Uma cavalgada a dois com som de guitarra e bateria

A ideia de que se pode comprar o espectáculo à linha talvez seja um pouco perigosa para espectadores não muito abonados que, como eu, tenham sido apanhados pela intensidade poética do texto criado pela Inês Vaz e pelo Diogo Bento.  Dei por mim a fazer contas a várias frases, a mais cara, imagino, será aquela que roubei para título desta reportagem. E há também a resposta do Diogo a Inês, ela diz, “Os sonhos são azuis e os nossos sonhos realizam-se”, e ele responde, “Mas enquanto esse dia não chega a felicidade é tanta que até custa a suportar”.  É assim, numa forte batida de uma bateria a dialogar com uma bateria em tom de rock, numa cavalgada a dois – que em determinados momentos me levou para o ritmo endiabrado do FMI de José Mário Branco –  com paragens abruptas pelo silêncio, que eu me pus a pensar,  diante da sucessão de frases que me tocavam, pagarei a crédito, que se lixe, espero que façam desconto para jornalistas.

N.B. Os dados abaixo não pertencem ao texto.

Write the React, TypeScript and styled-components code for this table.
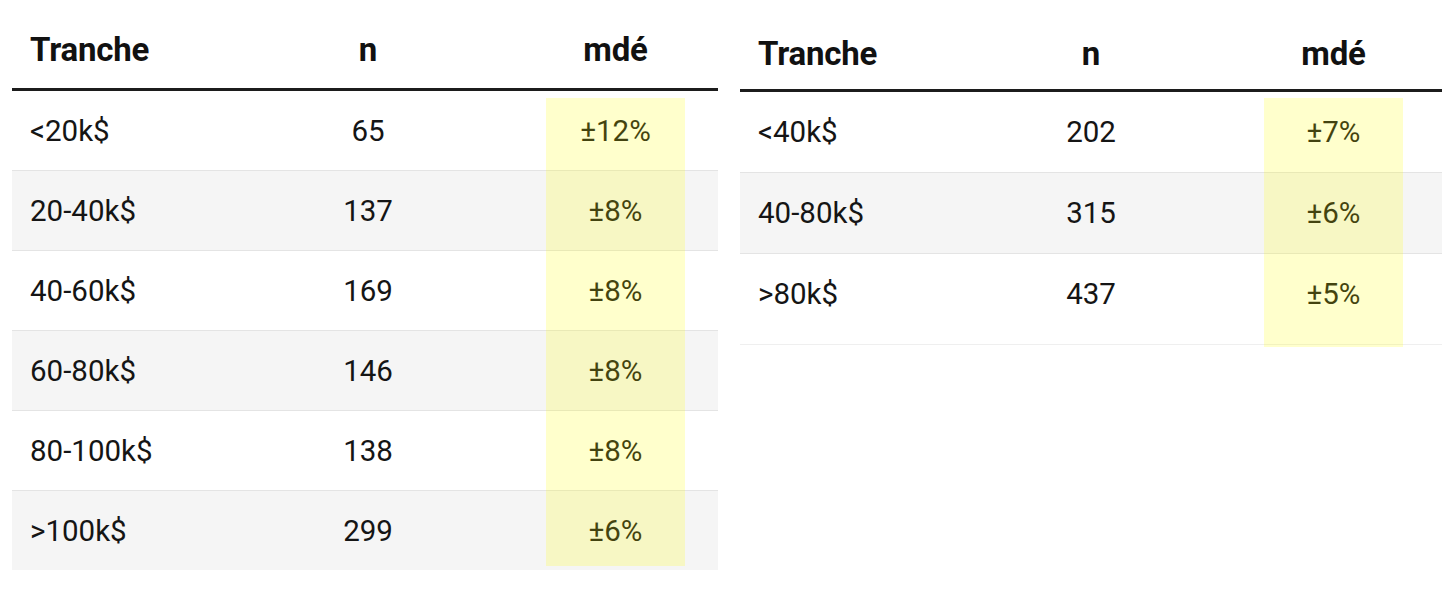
import React from "react";
import styled, { createGlobalStyle } from "styled-components";

const Global = createGlobalStyle`
  html, body { margin: 0; padding: 0; background: #ffffff; }
  body { font-family: Roboto, "Liberation Sans", Arial, sans-serif; color: #151515; }
`;

const Page = styled.div`
  display: flex;
  align-items: flex-start;
  gap: 22px;
  padding-left: 12px;
  width: 1456px;
  height: 591px;
  box-sizing: border-box;
`;

const Table = styled.div<{ $width: number }>`
  position: relative;
  width: ${(p) => p.$width}px;
  display: flex;
  flex-direction: column;
`;

const HeaderRow = styled.div<{ $cols: string; $padTop: number; $height: number }>`
  display: grid;
  grid-template-columns: ${(p) => p.$cols};
  align-items: center;
  box-sizing: border-box;
  height: ${(p) => p.$height}px;
  padding-top: ${(p) => p.$padTop}px;
  border-bottom: 3px solid #1c1c1c;
`;

const HeadCell = styled.div<{ $align: "left" | "center" }>`
  font-size: 33px;
  font-weight: 700;
  letter-spacing: -0.2px;
  color: #111;
  text-align: ${(p) => p.$align};
  padding-left: ${(p) => (p.$align === "left" ? "18px" : "0")};
`;

const Body = styled.div<{ $padBottom: number }>`
  display: flex;
  flex-direction: column;
  padding-bottom: ${(p) => p.$padBottom}px;
  border-bottom: ${(p) => (p.$padBottom > 0 ? "1px solid #efefef" : "none")};
`;

const Row = styled.div<{ $cols: string; $shaded: boolean; $last: boolean; $h: number }>`
  display: grid;
  grid-template-columns: ${(p) => p.$cols};
  align-items: center;
  height: ${(p) => p.$h}px;
  background: ${(p) => (p.$shaded ? "#f5f5f5" : "#ffffff")};
  border-bottom: ${(p) => (p.$last ? "none" : "1px solid #e4e4e4")};
`;

const Cell = styled.div<{ $align: "left" | "center" }>`
  font-size: 29.5px;
  font-weight: 400;
  color: #151515;
  text-align: ${(p) => p.$align};
  padding-left: ${(p) => (p.$align === "left" ? "18px" : "0")};
`;

const Highlight = styled.div<{ $left: number; $top: number; $height: number }>`
  position: absolute;
  left: ${(p) => p.$left}px;
  top: ${(p) => p.$top}px;
  width: 139px;
  height: ${(p) => p.$height}px;
  background: rgba(255, 255, 0, 0.2);
  pointer-events: none;
`;

type RowData = [string, string, string];

const leftRows: RowData[] = [
  ["<20k$", "65", "±12%"],
  ["20-40k$", "137", "±8%"],
  ["40-60k$", "169", "±8%"],
  ["60-80k$", "146", "±8%"],
  ["80-100k$", "138", "±8%"],
  [">100k$", "299", "±6%"],
];

const rightRows: RowData[] = [
  ["<40k$", "202", "±7%"],
  ["40-80k$", "315", "±6%"],
  [">80k$", "437", "±5%"],
];

interface DataTableProps {
  width: number;
  cols: string;
  rows: RowData[];
  headPad: number;
  headHeight: number;
  rowHeight: number;
  bodyPad: number;
  hlLeft: number;
  hlTop: number;
  hlHeight: number;
}

function DataTable(p: DataTableProps) {
  return (
    <Table $width={p.width}>
      <HeaderRow $cols={p.cols} $padTop={p.headPad} $height={p.headHeight}>
        <HeadCell $align="left">Tranche</HeadCell>
        <HeadCell $align="center">n</HeadCell>
        <HeadCell $align="center">mdé</HeadCell>
        <div />
      </HeaderRow>
      <Body $padBottom={p.bodyPad}>
        {p.rows.map((r, i) => (
          <Row
            key={r[0]}
            $cols={p.cols}
            $h={p.rowHeight}
            $shaded={i % 2 === 1}
            $last={i === p.rows.length - 1}
          >
            <Cell $align="left">{r[0]}</Cell>
            <Cell $align="center">{r[1]}</Cell>
            <Cell $align="center">{r[2]}</Cell>
            <div />
          </Row>
        ))}
      </Body>
      <Highlight $left={p.hlLeft} $top={p.hlTop} $height={p.hlHeight} />
    </Table>
  );
}

export default function App() {
  return (
    <>
      <Global />
      <Page>
        <DataTable
          width={706}
          cols="178px 356px 139px 1fr"
          rows={leftRows}
          headPad={11}
          headHeight={91}
          rowHeight={79}
          bodyPad={0}
          hlLeft={534}
          hlTop={98}
          hlHeight={468}
        />
        <DataTable
          width={702}
          cols="178px 346px 139px 1fr"
          rows={rightRows}
          headPad={17}
          headHeight={92}
          rowHeight={80}
          bodyPad={10}
          hlLeft={524}
          hlTop={98}
          hlHeight={249}
        />
      </Page>
    </>
  );
}
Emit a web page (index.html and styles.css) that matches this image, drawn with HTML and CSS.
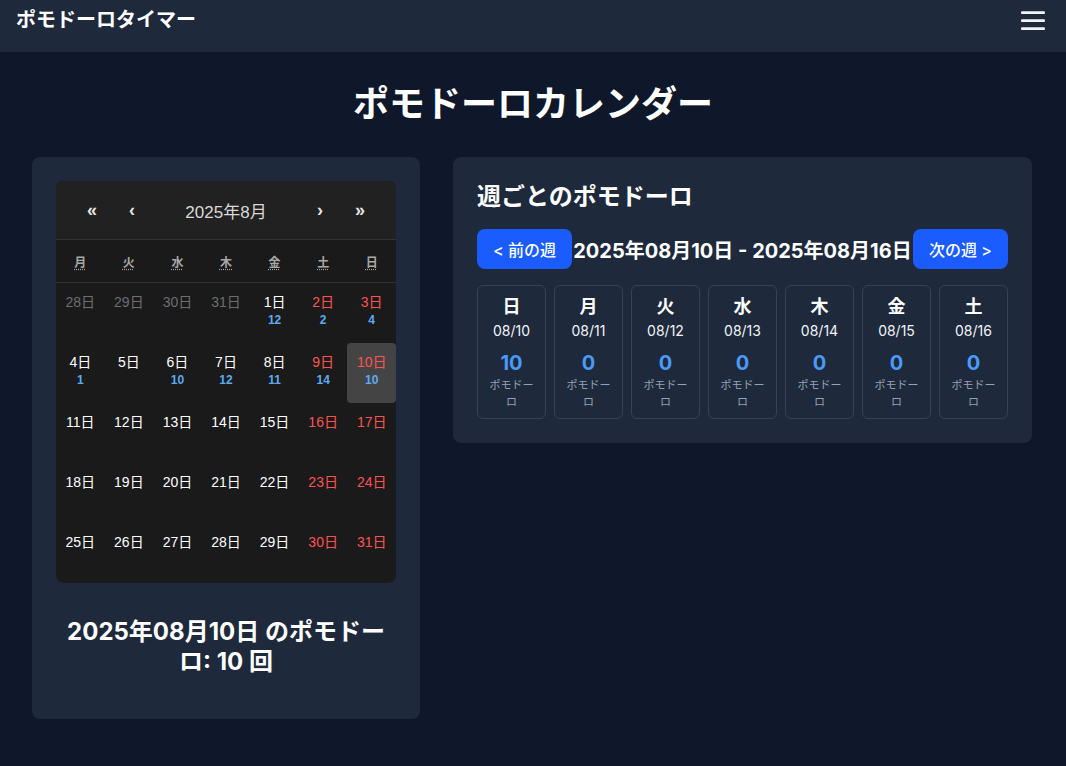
FILE: index.html
```html
<!DOCTYPE html>
<html lang="ja">
<head>
<meta charset="utf-8">
<title>ポモドーロカレンダー</title>
<link rel="stylesheet" href="styles.css">
</head>
<body>
<header class="topbar">
  <h1 class="brand">ポモドーロタイマー</h1>
  <button class="menu" aria-label="メニュー">
    <svg width="24" height="24" viewBox="0 0 24 24" fill="none" stroke="currentColor" stroke-width="2.6" stroke-linecap="round">
      <line x1="1" y1="4.6" x2="23" y2="4.6"/>
      <line x1="1" y1="12.6" x2="23" y2="12.6"/>
      <line x1="1" y1="20.6" x2="23" y2="20.6"/>
    </svg>
  </button>
</header>
<main class="page">
  <h2 class="page-title">ポモドーロカレンダー</h2>
  <div class="layout">
    <section class="card card-left">
      <div class="calendar">
        <div class="cal-nav">
          <button class="cal-arrow">«</button>
          <button class="cal-arrow">‹</button>
          <span class="cal-label">2025年8月</span>
          <button class="cal-arrow">›</button>
          <button class="cal-arrow">»</button>
        </div>
        <div class="cal-weekdays">
          <abbr>月</abbr><abbr>火</abbr><abbr>水</abbr><abbr>木</abbr><abbr>金</abbr><abbr>土</abbr><abbr>日</abbr>
        </div>
        <div class="cal-days">
          <div class="tile other"><span class="d">28日</span></div>
          <div class="tile other"><span class="d">29日</span></div>
          <div class="tile other"><span class="d">30日</span></div>
          <div class="tile other"><span class="d">31日</span></div>
          <div class="tile"><span class="d">1日</span><span class="n">12</span></div>
          <div class="tile weekend"><span class="d">2日</span><span class="n">2</span></div>
          <div class="tile weekend"><span class="d">3日</span><span class="n">4</span></div>

          <div class="tile"><span class="d">4日</span><span class="n">1</span></div>
          <div class="tile"><span class="d">5日</span></div>
          <div class="tile"><span class="d">6日</span><span class="n">10</span></div>
          <div class="tile"><span class="d">7日</span><span class="n">12</span></div>
          <div class="tile"><span class="d">8日</span><span class="n">11</span></div>
          <div class="tile weekend"><span class="d">9日</span><span class="n">14</span></div>
          <div class="tile weekend active"><span class="d">10日</span><span class="n">10</span></div>

          <div class="tile"><span class="d">11日</span></div>
          <div class="tile"><span class="d">12日</span></div>
          <div class="tile"><span class="d">13日</span></div>
          <div class="tile"><span class="d">14日</span></div>
          <div class="tile"><span class="d">15日</span></div>
          <div class="tile weekend"><span class="d">16日</span></div>
          <div class="tile weekend"><span class="d">17日</span></div>

          <div class="tile"><span class="d">18日</span></div>
          <div class="tile"><span class="d">19日</span></div>
          <div class="tile"><span class="d">20日</span></div>
          <div class="tile"><span class="d">21日</span></div>
          <div class="tile"><span class="d">22日</span></div>
          <div class="tile weekend"><span class="d">23日</span></div>
          <div class="tile weekend"><span class="d">24日</span></div>

          <div class="tile"><span class="d">25日</span></div>
          <div class="tile"><span class="d">26日</span></div>
          <div class="tile"><span class="d">27日</span></div>
          <div class="tile"><span class="d">28日</span></div>
          <div class="tile"><span class="d">29日</span></div>
          <div class="tile weekend"><span class="d">30日</span></div>
          <div class="tile weekend"><span class="d">31日</span></div>
        </div>
      </div>
      <p class="day-summary">2025年08月10日 のポモドーロ: 10 回</p>
    </section>

    <section class="card card-right">
      <h3 class="week-title">週ごとのポモドーロ</h3>
      <div class="week-nav">
        <button class="week-btn">&lt; 前の週</button>
        <span class="week-range">2025年08月10日 - 2025年08月16日</span>
        <button class="week-btn">次の週 &gt;</button>
      </div>
      <div class="week-grid">
        <div class="wday"><span class="wname">日</span><span class="wdate">08/10</span><span class="wcount">10</span><span class="wlabel">ポモドーロ</span></div>
        <div class="wday"><span class="wname">月</span><span class="wdate">08/11</span><span class="wcount">0</span><span class="wlabel">ポモドーロ</span></div>
        <div class="wday"><span class="wname">火</span><span class="wdate">08/12</span><span class="wcount">0</span><span class="wlabel">ポモドーロ</span></div>
        <div class="wday"><span class="wname">水</span><span class="wdate">08/13</span><span class="wcount">0</span><span class="wlabel">ポモドーロ</span></div>
        <div class="wday"><span class="wname">木</span><span class="wdate">08/14</span><span class="wcount">0</span><span class="wlabel">ポモドーロ</span></div>
        <div class="wday"><span class="wname">金</span><span class="wdate">08/15</span><span class="wcount">0</span><span class="wlabel">ポモドーロ</span></div>
        <div class="wday"><span class="wname">土</span><span class="wdate">08/16</span><span class="wcount">0</span><span class="wlabel">ポモドーロ</span></div>
      </div>
    </section>
  </div>
</main>
</body>
</html>
```

FILE: styles.css
```css
* { box-sizing: border-box; }

body {
  margin: 0;
  background: #0f172a;
  color: #ffffff;
  font-family: Inter, "Noto Sans CJK JP", sans-serif;
}

button { font-family: inherit; cursor: pointer; }

.topbar {
  height: 52px;
  padding: 8px 21px 8px 16px;
  background: #1e293b;
  display: flex;
  justify-content: space-between;
  align-items: flex-start;
}

.brand {
  margin: 0;
  font-size: 20px;
  line-height: 24px;
  font-weight: 700;
}

.menu {
  width: 24px;
  height: 24px;
  padding: 0;
  border: 0;
  background: none;
  color: #f1f5f9;
  display: block;
}
.menu svg { display: block; }

.page-title {
  margin: 32px 0 33px;
  text-align: center;
  font-size: 36px;
  line-height: 40px;
  font-weight: 700;
}

.layout {
  display: grid;
  grid-template-columns: 388px 579px;
  gap: 33px;
  padding: 0 32px;
  align-items: start;
}

.card {
  background: #1e293b;
  border-radius: 8px;
  padding: 24px;
}

/* Calendar */
.calendar {
  border-radius: 8px;
  background: #1a1a1a;
  overflow: hidden;
  font-family: "Liberation Sans", Arial, "Noto Sans CJK JP", sans-serif;
}

.cal-nav {
  height: 59px;
  padding: 0 16px;
  display: flex;
  align-items: center;
  background: #212121;
  border-bottom: 1px solid #333333;
}

.cal-arrow {
  width: 40px;
  height: 44px;
  border: 0;
  padding: 0;
  background: none;
  color: #e6e6e6;
  font-size: 18px;
  font-weight: 700;
  font-family: "Liberation Sans", Arial, sans-serif;
}

.cal-label {
  flex: 1;
  text-align: center;
  color: #d9d9d9;
  font-size: 17px;
}

.cal-weekdays {
  height: 43px;
  display: grid;
  grid-template-columns: repeat(7, 1fr);
  align-items: center;
  border-bottom: 1px solid #333333;
}

.cal-weekdays abbr {
  text-align: center;
  color: #a8a8a8;
  font-size: 12px;
  font-weight: 700;
  text-decoration: underline dotted;
  text-underline-offset: 2px;
}

.cal-days {
  display: grid;
  grid-template-columns: repeat(7, 1fr);
  grid-auto-rows: 60px;
}

.tile {
  display: flex;
  flex-direction: column;
  align-items: center;
  padding-top: 10px;
  color: #ffffff;
  border-radius: 4px;
}

.tile .d {
  font-size: 14px;
  line-height: 18px;
}

.tile .n {
  margin-top: 2px;
  font-size: 12px;
  line-height: 15px;
  font-weight: 700;
  color: #5eaaf2;
}

.tile.other { color: #6e6e6e; }
.tile.weekend { color: #ff5252; }
.tile.active { background: #444444; }

.day-summary {
  margin: 34px 0 18px;
  padding: 0 6px;
  text-align: center;
  font-size: 24px;
  line-height: 30px;
  font-weight: 700;
}

/* Week */
.week-title {
  margin: 0 0 16px;
  font-size: 24px;
  line-height: 32px;
  font-weight: 700;
}

.week-nav {
  height: 40px;
  margin-bottom: 16px;
  display: flex;
  align-items: center;
  justify-content: space-between;
}

.week-btn {
  height: 40px;
  padding: 0 16px;
  border: 0;
  border-radius: 8px;
  background: #1a5cff;
  color: #ffffff;
  font-size: 16px;
  font-weight: 500;
}

.week-range {
  font-size: 20px;
  font-weight: 700;
  white-space: nowrap;
}

.week-grid {
  display: grid;
  grid-template-columns: repeat(7, 1fr);
  gap: 8px;
}

.wday {
  border: 1px solid #364152;
  border-radius: 6px;
  padding: 7px 8px 7px;
  display: flex;
  flex-direction: column;
  align-items: center;
  text-align: center;
}

.wname {
  font-size: 18px;
  line-height: 28px;
  font-weight: 700;
}

.wdate {
  font-size: 14px;
  line-height: 20px;
  color: #f1f5f9;
}

.wcount {
  margin-top: 8px;
  font-size: 20px;
  line-height: 28px;
  font-weight: 700;
  color: #4a9af8;
}

.wlabel {
  font-size: 11px;
  line-height: 17px;
  color: #94a3b8;
}
```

Literatura, Teatro, História da Arte, Filosofia

Diogo Bento e Inês Vaz andam nos trinta anos e os seus trajectos talvez nos ajudem a compreender uma certa forma de estar no teatro hoje. Os dois têm uma formação técnica teatral e, mesmo depois de se terem tornado profissionais, continuam percursos de formação noutras áreas. Inês tira um curso de História de Arte e Diogo, que já era formado em Estudos Portugueses antes de cursar Teatro, faz o mestrado em Filosofia. No teatro, depois de “Han Shot First” e “I Love Broadway” vão fazer uma associação cultural para poderem lutar melhor pela promoção dos seus espectáculos. E querem fazer Frei Luís de Sousa no Teatro Nacional, mergulhando no imaginário nacional naquilo a que chamam – com a ironia que os acompanha sempre quando falam de tudo –  a fase da consagração.